Notices may be sent by email provided that, to be effective, the addressee acknowledges receipt of the communication, such acknowledgement to take the form of a return receipt or acknowledging e-mail.

The relationship of RUS (and its employees) to the Seller will be that of independent contractor and nothing in the Conditions shall render RUS (nor its personnel) as an employee, worker, any other form of agent, or partner of the Seller or Customer. Subject to any express provision in the Conditions to the contrary or at RUS’s reasonable discretion, neither party shall have any right or authority to, and shall not do any act, enter into any contract, make any representation, give any warranty, incur any liability, assume any obligation, whether express or implied, of any kind on behalf of the other party or bind the party in any way.

This agreement, and any documents referred to in it, constitutes the entire agreement between the parties and supersedes and extinguishes all previous drafts, arrangements, understandings or agreements between them, whether written or oral, relating to the subject matter of this agreement.

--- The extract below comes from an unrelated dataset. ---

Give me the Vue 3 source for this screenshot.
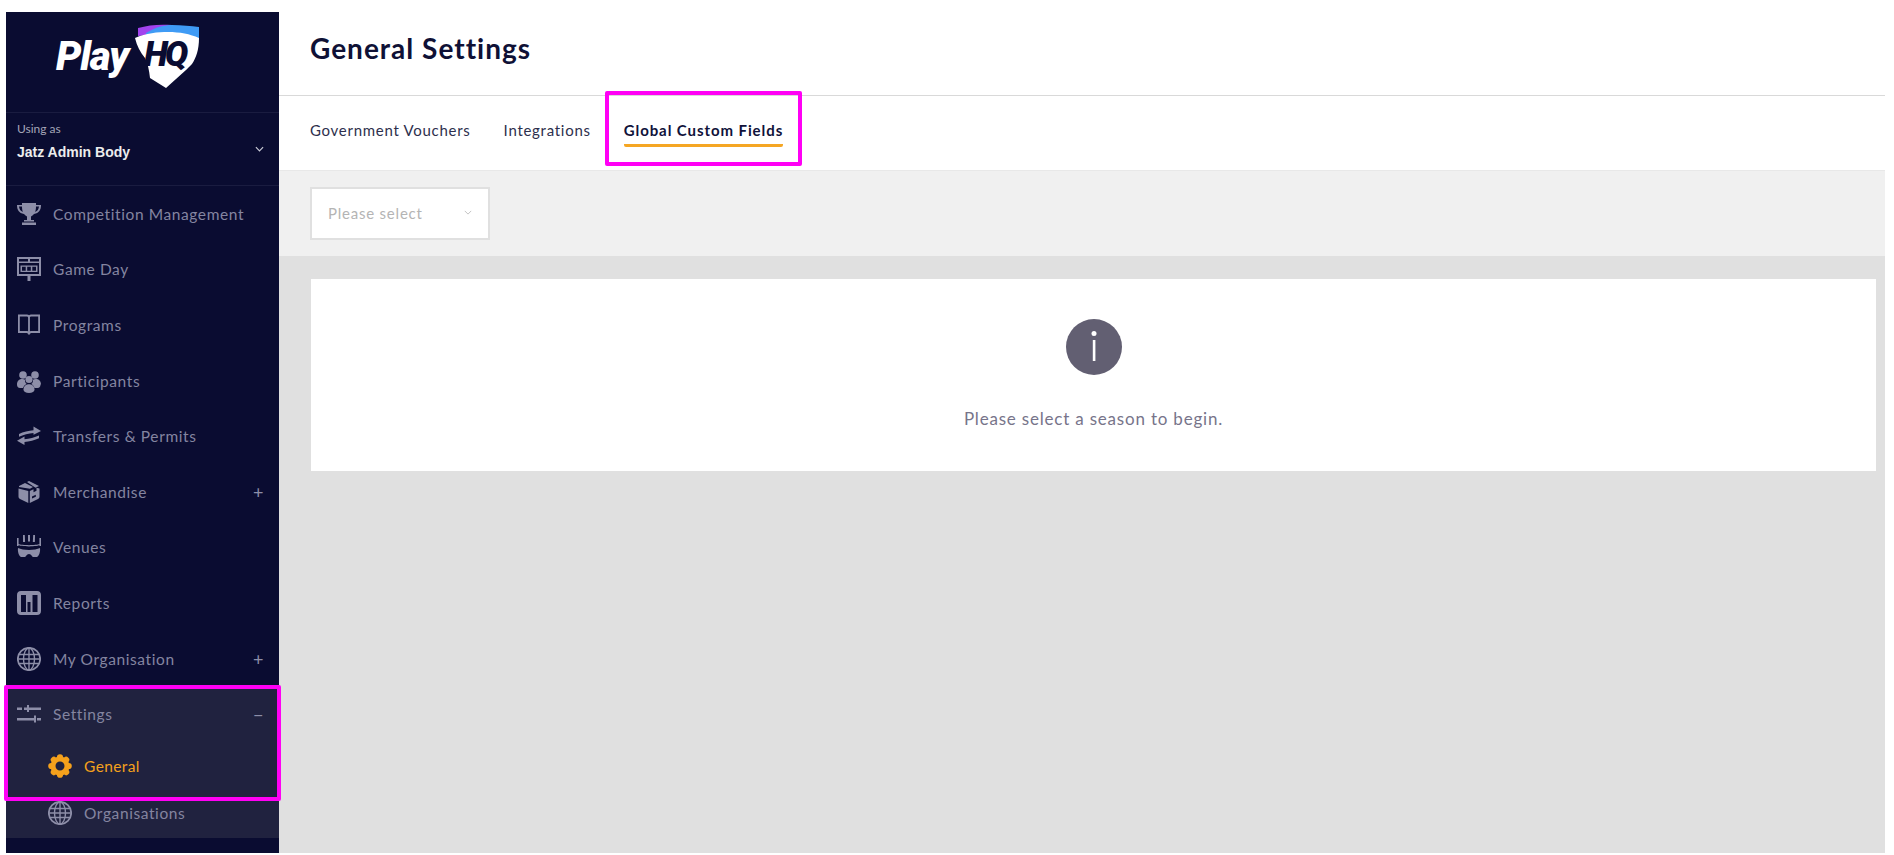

Each party acknowledges that in entering into this agreement it does not rely on, and shall have no remedies in respect of, any representation or warranty (whether made innocently or negligently) that is not set out in this agreement. Each party agrees that its only liability in respect of those representations and warranties that are set out in this agreement (whether made innocently or negligently) shall be for breach of contract.

Nothing in this clause shall limit or exclude any liability for fraud.

This agreement and any non-contractual obligations relating to or arising under these Conditions shall be governed by English law, and the parties irrevocably submit to the exclusive jurisdiction of the English courts in respect of any dispute relating to or arising under it.